Assessing the Behavior of Dopants and Impurities in Ga2O3 and Related Alloys Through Atomistic Simulations

Abstract

Gallium oxide (Ga2O3) and related alloys are highly promising ultra-wide band gap semiconductors for future power electronics. Beyond pure β-Ga2O3 and available polymorphs, (AlxGa1-x)2O3 (AGO) alloys enable a significant increase of the band gap to potentially access higher power device figures of merit provided that additional properties can be suitably controlled. Despite the progress with Ga2O3 and AGO alloys, understanding the nature of fundamental defects and the role of impurities and dopants is paramount to realizing the full potential of these materials. In this work we survey the current understanding of point defects in Ga2O3, focusing on their potential optical and electrical consequences from insights gained through first-principles-based calculations employing hybrid functionals.
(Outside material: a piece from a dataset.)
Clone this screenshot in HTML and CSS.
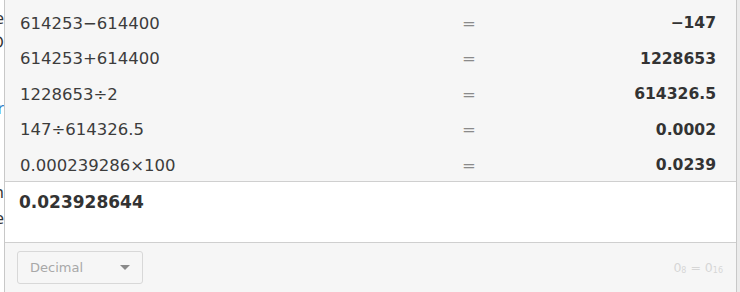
FILE: index.html
```html
<!DOCTYPE html>
<html>
<head>
<meta charset="utf-8">
<link rel="stylesheet" href="styles.css">
</head>
<body>
<div class="screen">
  <div class="behind">
    <div class="frag f1"><span>the</span></div>
    <div class="frag f2"><span>OD</span></div>
    <div class="frag f3 link"><span>or</span></div>
    <div class="frag f4"><span>en</span></div>
    <div class="frag f5"><span>he</span></div>
  </div>
  <div class="panel">
    <div class="history">
      <div class="row"><span class="expr">614253−614400</span><span class="eq">=</span><span class="res">−147</span></div>
      <div class="row"><span class="expr">614253+614400</span><span class="eq">=</span><span class="res">1228653</span></div>
      <div class="row"><span class="expr">1228653÷2</span><span class="eq">=</span><span class="res">614326.5</span></div>
      <div class="row"><span class="expr">147÷614326.5</span><span class="eq">=</span><span class="res">0.0002</span></div>
      <div class="row"><span class="expr">0.000239286×100</span><span class="eq">=</span><span class="res">0.0239</span></div>
    </div>
    <div class="entry">0.023928644</div>
    <div class="bar">
      <div class="select">
        <span>Decimal</span>
        <svg class="arrow" width="10" height="6" viewBox="0 0 10 6"><path d="M0 0 L10 0 L5 5 Z" fill="#8a8a8a"/></svg>
      </div>
      <div class="base">0<sub>8</sub> = 0<sub>16</sub></div>
    </div>
  </div>
  <div class="edge"></div>
</div>
</body>
</html>
```
FILE: styles.css
```css
html, body {
  margin: 0;
  padding: 0;
  width: 740px;
  height: 292px;
  overflow: hidden;
  background: #ffffff;
}
.screen {
  display: flex;
  width: 740px;
  height: 292px;
  font-family: "DejaVu Sans", "Noto Sans", sans-serif;
  color: #333333;
}
.behind {
  width: 4px;
  flex: none;
  background: #ffffff;
  overflow: hidden;
  font-size: 16px;
  font-family: "Noto Sans", sans-serif;
  color: #333;
  display: flex;
  flex-direction: column;
}
.frag {
  display: flex;
  justify-content: flex-end;
  height: 20px;
  line-height: 20px;
  white-space: nowrap;
}
.frag.link { color: #2a7cc7; }
.f1 { margin-top: 8px; }
.f2 { margin-top: 4px; }
.f3 { margin-top: 46px; }
.f4 { margin-top: 64px; }
.f5 { margin-top: 6px; }
.panel {
  flex: none;
  width: 731px;
  border-left: 1px solid #c8c8c8;
  border-right: 1px solid #c8c8c8;
  display: flex;
  flex-direction: column;
}
.edge {
  flex: 1;
  background: #ebebeb;
}
.history {
  background: #f6f6f6;
  height: 182px;
  box-sizing: border-box;
  padding: 5.5px 20px 0 15px;
  border-bottom: 1px solid #cfcfcf;
  font-size: 16.5px;
}
.row {
  display: grid;
  grid-template-columns: 1fr 20px 237px;
  height: 35.5px;
  align-items: center;
}
.expr { color: #3c3c3c; }
.eq { color: #8a8a8a; text-align: center; }
.res { font-weight: 700; text-align: right; color: #333; font-size: 15.6px; }
.entry {
  background: #ffffff;
  height: 61px;
  box-sizing: border-box;
  padding: 10px 13px 0 14px;
  font-size: 17px;
  font-weight: 700;
  color: #333;
  border-bottom: 1px solid #cfcfcf;
}
.bar {
  flex: 1;
  background: #f6f6f6;
  display: flex;
  align-items: center;
  justify-content: space-between;
  padding: 0 13px 0 12px;
}
.select {
  width: 126px;
  height: 33px;
  box-sizing: border-box;
  border: 1px solid #d8d8d8;
  border-radius: 3px;
  display: flex;
  align-items: center;
  justify-content: space-between;
  padding: 0 12px 0 12px;
  font-size: 13px;
  color: #a8a8a8;
}
.base {
  font-size: 12.5px;
  color: #d6d6d6;
}
.base sub { font-size: 8px; vertical-align: -1px; }
```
We discuss what is known about available donor and acceptor dopants, as well as their interactions with native defects and impurities incorporated through growth and processing steps. We summarize the behaviour predicted for a number of conventional and emerging dopant alternatives in Ga2O3 and AGO alloys. These results provide guidance for controlling defect populations and the electrical conductivity in Ga2O3 and related alloys and for facilitating next-generation power electronics based on this ultra-wide bandgap semiconductor family.